-- start of Material to process --

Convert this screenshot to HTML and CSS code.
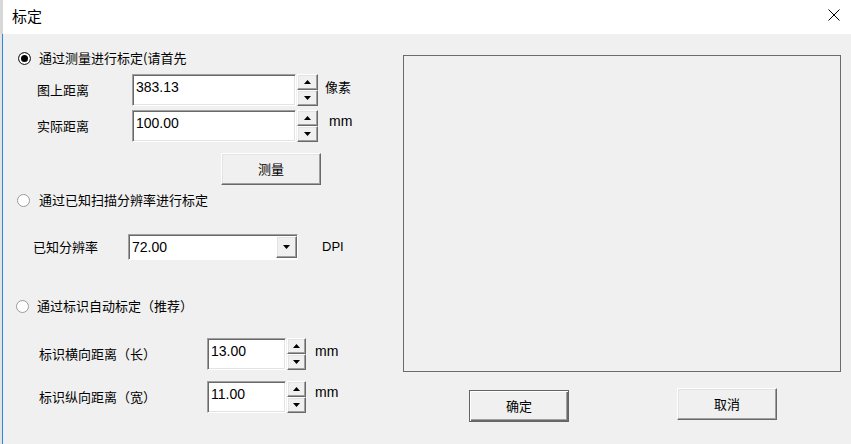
FILE: index.html
```html
<!DOCTYPE html>
<html lang="zh-CN">
<head>
    <meta charset="UTF-8">
    <link rel="stylesheet" href="styles.css">
</head>
<body>
    <div class="titlebar">
        <div class="title">标定</div>
        <svg class="close" width="12" height="12" viewBox="0 0 12 12">
            <path d="M0.5 0.5 L11.5 11.5 M11.5 0.5 L0.5 11.5" stroke="#000" stroke-width="1" fill="none"/>
        </svg>
    </div>

    <div class="client">
        <div class="left">
            <div class="opt opt1">
                <input type="radio" name="modo" checked>
                <span class="optText">通过测量进行标定(请首先</span>
            </div>

            <div class="field f1">
                <span class="rotulo">图上距离</span>
                <div class="edit large">383.13</div>
                <div class="spin">
                    <div class="sb"><i class="up"></i></div>
                    <div class="sb"><i class="down"></i></div>
                </div>
                <span class="unit u1">像素</span>
            </div>

            <div class="field f2">
                <span class="rotulo">实际距离</span>
                <div class="edit large">100.00</div>
                <div class="spin">
                    <div class="sb"><i class="up"></i></div>
                    <div class="sb"><i class="down"></i></div>
                </div>
                <span class="unit latin u2">mm</span>
            </div>

            <div class="btnRow">
                <div class="btn">测量</div>
            </div>

            <div class="opt opt2">
                <input type="radio" name="modo">
                <span class="optText">通过已知扫描分辨率进行标定</span>
            </div>

            <div class="comboRow">
                <span class="rotulo">已知分辨率</span>
                <div class="combo">
                    <span class="comboText">72.00</span>
                    <div class="dropBtn"><i class="down"></i></div>
                </div>
                <span class="unit latin dpi">DPI</span>
            </div>

            <div class="opt opt3">
                <input type="radio" name="modo">
                <span class="optText">通过标识自动标定（推荐）</span>
            </div>

            <div class="field f3">
                <span class="rotulo wide">标识横向距离（长）</span>
                <div class="edit small">13.00</div>
                <div class="spin narrow">
                    <div class="sb"><i class="up"></i></div>
                    <div class="sb"><i class="down"></i></div>
                </div>
                <span class="unit latin u3">mm</span>
            </div>

            <div class="field f4">
                <span class="rotulo wide">标识纵向距离（宽）</span>
                <div class="edit small">11.00</div>
                <div class="spin narrow">
                    <div class="sb"><i class="up"></i></div>
                    <div class="sb"><i class="down"></i></div>
                </div>
                <span class="unit latin u4">mm</span>
            </div>
        </div>

        <div class="right">
            <div class="preview"></div>
            <div class="actions">
                <div class="btn default ok">确定</div>
                <div class="btn cancel">取消</div>
            </div>
        </div>
    </div>
</body>
</html>
```

FILE: styles.css
```css
* {
    box-sizing: border-box;
}

body {
    margin: 0;
    width: 851px;
    height: 444px;
    overflow: hidden;
    background-color: #f0f0f0;
    font-family: "Noto Sans CJK SC", sans-serif;
    font-size: 13px;
    color: #000;
}

.titlebar {
    height: 34px;
    background-color: #fff;
    display: flex;
    justify-content: space-between;
    align-items: flex-start;
    padding: 6px 11px 0 12px;
    box-shadow: inset 3px 0 #d8d8d8;
}

.title {
    font-size: 15px;
    line-height: 20px;
}

.close {
    margin-top: 3px;
}

.client {
    height: 410px;
    display: flex;
    box-shadow: inset 2px 0 #e4e4e4, inset 3px 0 #2d87de;
}

.left {
    width: 403px;
}

/* linhas de opção (radio) */
.opt {
    display: flex;
    align-items: center;
    height: 16px;
    line-height: 16px;
}

.opt input {
    appearance: none;
    -webkit-appearance: none;
    width: 13px;
    height: 13px;
    margin: 0;
    border-radius: 50%;
    border: 1px solid #9a9a9a;
    background-color: #fff;
}

.opt input:checked {
    border-color: #333;
    background-color: #000;
    box-shadow: inset 0 0 0 2px #fff;
}

.optText {
    margin-left: 8px;
    white-space: nowrap;
}

.opt1 {
    margin-top: 16px;
    padding-left: 18px;
}

.opt2 {
    margin-top: 7px;
    padding-left: 17px;
}

.opt2 .optText {
    margin-left: 9px;
}

.opt3 {
    margin-top: 38px;
    padding-left: 16px;
}

/* campos com spin */
.field {
    display: flex;
    align-items: center;
    height: 32px;
}

.f1 {
    margin-top: 8px;
    padding-left: 37px;
}

.f2 {
    margin-top: 4px;
    padding-left: 37px;
}

.f3 {
    margin-top: 24px;
    padding-left: 39px;
}

.f4 {
    margin-top: 11px;
    padding-left: 39px;
}

.rotulo {
    width: 95px;
    line-height: 16px;
    white-space: nowrap;
}

.rotulo.wide {
    width: 168px;
}

.edit {
    height: 32px;
    background-color: #fff;
    border: 1px solid;
    border-color: #a0a0a0 #fff #fff #a0a0a0;
    box-shadow: inset 1px 1px #696969, inset -1px -1px #e3e3e3;
    padding: 4px 0 0 3px;
    font-family: "Liberation Sans", Arial, sans-serif;
    font-size: 14px;
    line-height: 16px;
}

.edit.large {
    width: 164px;
}

.edit.small {
    width: 79px;
}

.spin {
    display: flex;
    flex-direction: column;
    width: 21px;
    height: 32px;
    margin-left: 1px;
}

.spin.narrow {
    width: 19px;
}

.sb,
.dropBtn {
    flex: 1;
    display: flex;
    align-items: center;
    justify-content: center;
    background-color: #f0f0f0;
    border: 1px solid;
    border-color: #fff #696969 #696969 #fff;
    box-shadow: inset -1px -1px #a0a0a0, inset 1px 1px #e3e3e3;
}

.up,
.down {
    display: block;
    width: 7px;
    height: 4px;
    background-color: #000;
}

.up {
    clip-path: polygon(50% 0, 100% 100%, 0 100%);
}

.down {
    clip-path: polygon(0 0, 100% 0, 50% 100%);
}

.unit {
    align-self: flex-start;
    line-height: 16px;
    white-space: nowrap;
}

.latin {
    font-family: "Liberation Sans", Arial, sans-serif;
    font-size: 14px;
}

.u1 {
    margin: 5px 0 0 7px;
}

.u2 {
    margin: 3px 0 0 11px;
}

.u3 {
    margin: 5px 0 0 9px;
}

.u4 {
    margin: 3px 0 0 9px;
}

/* botões */
.btnRow {
    margin-top: 11px;
    padding-left: 221px;
}

.btn {
    width: 100px;
    height: 32px;
    display: flex;
    align-items: center;
    justify-content: center;
    background-color: #f0f0f0;
    border: 1px solid;
    border-color: #fff #696969 #696969 #fff;
    box-shadow: inset -1px -1px #a0a0a0, inset 1px 1px #e3e3e3;
    line-height: 16px;
}

.btn.default {
    border: 1px solid #646464;
    box-shadow: inset 1px 1px #fff, inset -1px -1px #696969, inset -2px -2px #a0a0a0;
}

/* combo */
.comboRow {
    display: flex;
    align-items: center;
    height: 26px;
    margin-top: 26px;
    padding-left: 33px;
}

.combo {
    width: 170px;
    height: 26px;
    display: flex;
    align-items: center;
    justify-content: space-between;
    background-color: #fff;
    border: 1px solid;
    border-color: #a0a0a0 #fff #fff #a0a0a0;
    box-shadow: inset 1px 1px #696969;
    padding-left: 3px;
}

.comboText {
    font-family: "Liberation Sans", Arial, sans-serif;
    font-size: 14px;
    line-height: 16px;
}

.dropBtn {
    flex: none;
    width: 21px;
    height: 22px;
}

.dpi {
    margin-left: 24px;
    font-size: 13px;
    align-self: center;
}

/* lado direito */
.right {
    padding-top: 21px;
}

.preview {
    width: 438px;
    height: 317px;
    border: 1px solid #6b6b6b;
}

.actions {
    display: flex;
    align-items: flex-start;
    margin-top: 16px;
}

.ok {
    margin-top: 2px;
    margin-left: 66px;
}

.cancel {
    margin-left: 108px;
}
```
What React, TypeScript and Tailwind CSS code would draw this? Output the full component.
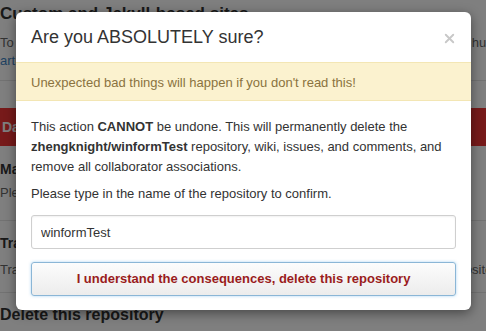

-- end of Material to process --

→ Job: Show the lines from the data above that contain the string "this".

→ Result below:
Convert this screenshot to HTML and CSS code.
What React, TypeScript and Tailwind CSS code would draw this? Output the full component.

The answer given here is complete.